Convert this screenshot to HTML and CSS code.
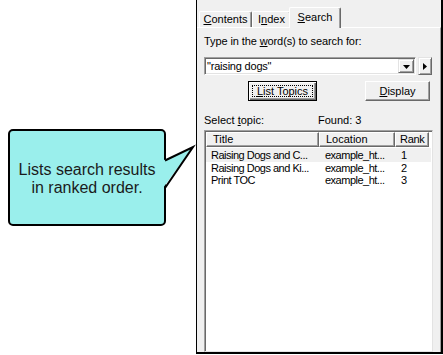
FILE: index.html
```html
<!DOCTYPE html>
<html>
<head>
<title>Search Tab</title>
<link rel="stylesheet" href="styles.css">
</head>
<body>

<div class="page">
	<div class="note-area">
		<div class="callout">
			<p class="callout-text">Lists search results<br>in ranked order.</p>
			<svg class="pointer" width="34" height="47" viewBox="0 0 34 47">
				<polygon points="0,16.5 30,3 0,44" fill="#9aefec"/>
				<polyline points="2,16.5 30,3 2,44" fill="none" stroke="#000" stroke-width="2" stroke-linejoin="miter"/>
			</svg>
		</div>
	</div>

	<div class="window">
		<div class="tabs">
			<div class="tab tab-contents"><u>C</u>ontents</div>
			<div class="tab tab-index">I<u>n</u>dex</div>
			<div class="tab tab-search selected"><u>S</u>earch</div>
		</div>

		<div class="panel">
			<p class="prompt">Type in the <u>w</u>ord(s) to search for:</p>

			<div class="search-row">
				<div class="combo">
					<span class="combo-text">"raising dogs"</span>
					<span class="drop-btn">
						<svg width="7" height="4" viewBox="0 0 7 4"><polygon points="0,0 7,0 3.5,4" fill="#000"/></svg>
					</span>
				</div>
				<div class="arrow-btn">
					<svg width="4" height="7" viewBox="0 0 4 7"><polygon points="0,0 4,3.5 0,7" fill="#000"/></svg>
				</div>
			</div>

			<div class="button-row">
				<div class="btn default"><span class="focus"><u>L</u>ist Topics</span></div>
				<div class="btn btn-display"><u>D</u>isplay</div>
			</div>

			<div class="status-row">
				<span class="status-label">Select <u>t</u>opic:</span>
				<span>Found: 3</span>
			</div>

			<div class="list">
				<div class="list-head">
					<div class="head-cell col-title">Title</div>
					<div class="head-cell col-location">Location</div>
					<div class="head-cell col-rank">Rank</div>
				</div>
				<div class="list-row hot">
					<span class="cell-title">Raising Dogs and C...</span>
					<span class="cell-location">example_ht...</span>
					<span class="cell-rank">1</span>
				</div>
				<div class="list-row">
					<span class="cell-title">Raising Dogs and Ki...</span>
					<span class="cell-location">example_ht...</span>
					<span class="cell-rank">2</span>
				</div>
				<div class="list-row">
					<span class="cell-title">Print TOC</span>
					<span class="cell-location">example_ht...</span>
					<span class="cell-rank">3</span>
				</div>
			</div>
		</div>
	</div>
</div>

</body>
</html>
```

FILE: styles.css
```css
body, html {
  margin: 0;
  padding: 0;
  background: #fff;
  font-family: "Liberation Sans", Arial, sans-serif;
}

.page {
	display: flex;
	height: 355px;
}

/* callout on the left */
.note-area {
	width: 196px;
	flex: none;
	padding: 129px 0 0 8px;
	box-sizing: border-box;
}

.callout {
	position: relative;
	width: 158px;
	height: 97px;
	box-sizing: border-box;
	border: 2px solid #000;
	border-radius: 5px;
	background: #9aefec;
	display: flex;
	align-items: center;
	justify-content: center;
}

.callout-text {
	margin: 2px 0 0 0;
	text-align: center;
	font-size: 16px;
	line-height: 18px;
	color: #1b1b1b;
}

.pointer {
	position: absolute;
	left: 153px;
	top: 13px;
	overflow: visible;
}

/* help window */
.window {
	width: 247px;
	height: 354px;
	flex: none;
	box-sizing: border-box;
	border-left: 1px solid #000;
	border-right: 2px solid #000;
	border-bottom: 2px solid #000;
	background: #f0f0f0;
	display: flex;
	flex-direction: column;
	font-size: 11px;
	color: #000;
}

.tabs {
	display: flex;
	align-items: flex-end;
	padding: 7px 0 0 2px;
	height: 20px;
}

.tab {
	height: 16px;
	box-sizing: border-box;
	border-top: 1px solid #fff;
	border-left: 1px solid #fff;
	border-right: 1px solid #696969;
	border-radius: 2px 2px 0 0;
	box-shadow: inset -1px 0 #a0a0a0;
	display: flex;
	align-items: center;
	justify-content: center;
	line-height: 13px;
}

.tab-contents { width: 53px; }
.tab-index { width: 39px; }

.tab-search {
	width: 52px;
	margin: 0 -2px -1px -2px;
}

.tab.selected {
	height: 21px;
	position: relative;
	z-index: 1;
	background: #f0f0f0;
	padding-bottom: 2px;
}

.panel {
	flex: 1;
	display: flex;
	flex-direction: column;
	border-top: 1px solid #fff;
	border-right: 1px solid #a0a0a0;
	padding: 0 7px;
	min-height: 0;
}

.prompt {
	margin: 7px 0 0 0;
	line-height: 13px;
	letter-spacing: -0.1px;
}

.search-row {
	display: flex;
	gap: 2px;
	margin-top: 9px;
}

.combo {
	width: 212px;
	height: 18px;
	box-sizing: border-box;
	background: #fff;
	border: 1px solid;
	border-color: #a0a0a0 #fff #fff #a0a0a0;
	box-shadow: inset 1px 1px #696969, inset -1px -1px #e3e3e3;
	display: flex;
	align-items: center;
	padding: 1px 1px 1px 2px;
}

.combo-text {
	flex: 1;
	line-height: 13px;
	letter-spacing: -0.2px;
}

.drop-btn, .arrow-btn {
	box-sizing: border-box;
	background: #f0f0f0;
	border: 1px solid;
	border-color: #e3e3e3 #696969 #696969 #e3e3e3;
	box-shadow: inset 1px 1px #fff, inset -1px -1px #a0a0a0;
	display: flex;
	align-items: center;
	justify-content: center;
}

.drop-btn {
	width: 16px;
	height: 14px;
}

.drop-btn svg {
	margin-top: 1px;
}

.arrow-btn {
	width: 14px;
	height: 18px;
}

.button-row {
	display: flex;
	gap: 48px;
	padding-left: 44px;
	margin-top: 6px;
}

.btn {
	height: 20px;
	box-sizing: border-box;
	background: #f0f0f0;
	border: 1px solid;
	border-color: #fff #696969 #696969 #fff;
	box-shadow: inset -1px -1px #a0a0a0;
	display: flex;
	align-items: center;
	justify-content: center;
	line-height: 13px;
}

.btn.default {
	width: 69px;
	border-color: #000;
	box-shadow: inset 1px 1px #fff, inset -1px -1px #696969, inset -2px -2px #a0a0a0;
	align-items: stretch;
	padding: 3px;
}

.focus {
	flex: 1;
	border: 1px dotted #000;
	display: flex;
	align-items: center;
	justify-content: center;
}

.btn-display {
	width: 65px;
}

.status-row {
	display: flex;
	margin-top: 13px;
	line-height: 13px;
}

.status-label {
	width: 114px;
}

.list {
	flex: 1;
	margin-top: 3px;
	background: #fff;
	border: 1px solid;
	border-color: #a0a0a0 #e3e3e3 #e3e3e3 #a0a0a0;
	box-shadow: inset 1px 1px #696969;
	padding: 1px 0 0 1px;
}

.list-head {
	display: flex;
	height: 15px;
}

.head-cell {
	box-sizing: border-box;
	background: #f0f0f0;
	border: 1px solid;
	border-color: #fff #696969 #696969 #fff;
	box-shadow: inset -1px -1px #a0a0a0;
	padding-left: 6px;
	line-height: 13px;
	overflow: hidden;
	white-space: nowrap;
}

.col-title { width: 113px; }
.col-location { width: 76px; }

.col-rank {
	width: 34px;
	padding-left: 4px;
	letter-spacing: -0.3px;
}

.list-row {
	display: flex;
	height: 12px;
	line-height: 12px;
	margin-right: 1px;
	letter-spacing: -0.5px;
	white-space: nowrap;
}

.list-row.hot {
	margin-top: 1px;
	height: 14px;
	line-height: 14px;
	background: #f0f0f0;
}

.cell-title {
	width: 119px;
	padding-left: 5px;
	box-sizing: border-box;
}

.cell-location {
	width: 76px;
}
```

■ **THE EXERCISE**
Without the pictures, retype the whole of the material above exactly.

■ **ANSWER TO THIS EXERCISE**
Convert this screenshot to HTML and CSS code.
FILE: index.html
```html
<!DOCTYPE html>
<html>
<head>
<title>Search Tab</title>
<link rel="stylesheet" href="styles.css">
</head>
<body>

<div class="page">
	<div class="note-area">
		<div class="callout">
			<p class="callout-text">Lists search results<br>in ranked order.</p>
			<svg class="pointer" width="34" height="47" viewBox="0 0 34 47">
				<polygon points="0,16.5 30,3 0,44" fill="#9aefec"/>
				<polyline points="2,16.5 30,3 2,44" fill="none" stroke="#000" stroke-width="2" stroke-linejoin="miter"/>
			</svg>
		</div>
	</div>

	<div class="window">
		<div class="tabs">
			<div class="tab tab-contents"><u>C</u>ontents</div>
			<div class="tab tab-index">I<u>n</u>dex</div>
			<div class="tab tab-search selected"><u>S</u>earch</div>
		</div>

		<div class="panel">
			<p class="prompt">Type in the <u>w</u>ord(s) to search for:</p>

			<div class="search-row">
				<div class="combo">
					<span class="combo-text">"raising dogs"</span>
					<span class="drop-btn">
						<svg width="7" height="4" viewBox="0 0 7 4"><polygon points="0,0 7,0 3.5,4" fill="#000"/></svg>
					</span>
				</div>
				<div class="arrow-btn">
					<svg width="4" height="7" viewBox="0 0 4 7"><polygon points="0,0 4,3.5 0,7" fill="#000"/></svg>
				</div>
			</div>

			<div class="button-row">
				<div class="btn default"><span class="focus"><u>L</u>ist Topics</span></div>
				<div class="btn btn-display"><u>D</u>isplay</div>
			</div>

			<div class="status-row">
				<span class="status-label">Select <u>t</u>opic:</span>
				<span>Found: 3</span>
			</div>

			<div class="list">
				<div class="list-head">
					<div class="head-cell col-title">Title</div>
					<div class="head-cell col-location">Location</div>
					<div class="head-cell col-rank">Rank</div>
				</div>
				<div class="list-row hot">
					<span class="cell-title">Raising Dogs and C...</span>
					<span class="cell-location">example_ht...</span>
					<span class="cell-rank">1</span>
				</div>
				<div class="list-row">
					<span class="cell-title">Raising Dogs and Ki...</span>
					<span class="cell-location">example_ht...</span>
					<span class="cell-rank">2</span>
				</div>
				<div class="list-row">
					<span class="cell-title">Print TOC</span>
					<span class="cell-location">example_ht...</span>
					<span class="cell-rank">3</span>
				</div>
			</div>
		</div>
	</div>
</div>

</body>
</html>
```

FILE: styles.css
```css
body, html {
  margin: 0;
  padding: 0;
  background: #fff;
  font-family: "Liberation Sans", Arial, sans-serif;
}

.page {
	display: flex;
	height: 355px;
}

/* callout on the left */
.note-area {
	width: 196px;
	flex: none;
	padding: 129px 0 0 8px;
	box-sizing: border-box;
}

.callout {
	position: relative;
	width: 158px;
	height: 97px;
	box-sizing: border-box;
	border: 2px solid #000;
	border-radius: 5px;
	background: #9aefec;
	display: flex;
	align-items: center;
	justify-content: center;
}

.callout-text {
	margin: 2px 0 0 0;
	text-align: center;
	font-size: 16px;
	line-height: 18px;
	color: #1b1b1b;
}

.pointer {
	position: absolute;
	left: 153px;
	top: 13px;
	overflow: visible;
}

/* help window */
.window {
	width: 247px;
	height: 354px;
	flex: none;
	box-sizing: border-box;
	border-left: 1px solid #000;
	border-right: 2px solid #000;
	border-bottom: 2px solid #000;
	background: #f0f0f0;
	display: flex;
	flex-direction: column;
	font-size: 11px;
	color: #000;
}

.tabs {
	display: flex;
	align-items: flex-end;
	padding: 7px 0 0 2px;
	height: 20px;
}

.tab {
	height: 16px;
	box-sizing: border-box;
	border-top: 1px solid #fff;
	border-left: 1px solid #fff;
	border-right: 1px solid #696969;
	border-radius: 2px 2px 0 0;
	box-shadow: inset -1px 0 #a0a0a0;
	display: flex;
	align-items: center;
	justify-content: center;
	line-height: 13px;
}

.tab-contents { width: 53px; }
.tab-index { width: 39px; }

.tab-search {
	width: 52px;
	margin: 0 -2px -1px -2px;
}

.tab.selected {
	height: 21px;
	position: relative;
	z-index: 1;
	background: #f0f0f0;
	padding-bottom: 2px;
}

.panel {
	flex: 1;
	display: flex;
	flex-direction: column;
	border-top: 1px solid #fff;
	border-right: 1px solid #a0a0a0;
	padding: 0 7px;
	min-height: 0;
}

.prompt {
	margin: 7px 0 0 0;
	line-height: 13px;
	letter-spacing: -0.1px;
}

.search-row {
	display: flex;
	gap: 2px;
	margin-top: 9px;
}

.combo {
	width: 212px;
	height: 18px;
	box-sizing: border-box;
	background: #fff;
	border: 1px solid;
	border-color: #a0a0a0 #fff #fff #a0a0a0;
	box-shadow: inset 1px 1px #696969, inset -1px -1px #e3e3e3;
	display: flex;
	align-items: center;
	padding: 1px 1px 1px 2px;
}

.combo-text {
	flex: 1;
	line-height: 13px;
	letter-spacing: -0.2px;
}

.drop-btn, .arrow-btn {
	box-sizing: border-box;
	background: #f0f0f0;
	border: 1px solid;
	border-color: #e3e3e3 #696969 #696969 #e3e3e3;
	box-shadow: inset 1px 1px #fff, inset -1px -1px #a0a0a0;
	display: flex;
	align-items: center;
	justify-content: center;
}

.drop-btn {
	width: 16px;
	height: 14px;
}

.drop-btn svg {
	margin-top: 1px;
}

.arrow-btn {
	width: 14px;
	height: 18px;
}

.button-row {
	display: flex;
	gap: 48px;
	padding-left: 44px;
	margin-top: 6px;
}

.btn {
	height: 20px;
	box-sizing: border-box;
	background: #f0f0f0;
	border: 1px solid;
	border-color: #fff #696969 #696969 #fff;
	box-shadow: inset -1px -1px #a0a0a0;
	display: flex;
	align-items: center;
	justify-content: center;
	line-height: 13px;
}

.btn.default {
	width: 69px;
	border-color: #000;
	box-shadow: inset 1px 1px #fff, inset -1px -1px #696969, inset -2px -2px #a0a0a0;
	align-items: stretch;
	padding: 3px;
}

.focus {
	flex: 1;
	border: 1px dotted #000;
	display: flex;
	align-items: center;
	justify-content: center;
}

.btn-display {
	width: 65px;
}

.status-row {
	display: flex;
	margin-top: 13px;
	line-height: 13px;
}

.status-label {
	width: 114px;
}

.list {
	flex: 1;
	margin-top: 3px;
	background: #fff;
	border: 1px solid;
	border-color: #a0a0a0 #e3e3e3 #e3e3e3 #a0a0a0;
	box-shadow: inset 1px 1px #696969;
	padding: 1px 0 0 1px;
}

.list-head {
	display: flex;
	height: 15px;
}

.head-cell {
	box-sizing: border-box;
	background: #f0f0f0;
	border: 1px solid;
	border-color: #fff #696969 #696969 #fff;
	box-shadow: inset -1px -1px #a0a0a0;
	padding-left: 6px;
	line-height: 13px;
	overflow: hidden;
	white-space: nowrap;
}

.col-title { width: 113px; }
.col-location { width: 76px; }

.col-rank {
	width: 34px;
	padding-left: 4px;
	letter-spacing: -0.3px;
}

.list-row {
	display: flex;
	height: 12px;
	line-height: 12px;
	margin-right: 1px;
	letter-spacing: -0.5px;
	white-space: nowrap;
}

.list-row.hot {
	margin-top: 1px;
	height: 14px;
	line-height: 14px;
	background: #f0f0f0;
}

.cell-title {
	width: 119px;
	padding-left: 5px;
	box-sizing: border-box;
}

.cell-location {
	width: 76px;
}
```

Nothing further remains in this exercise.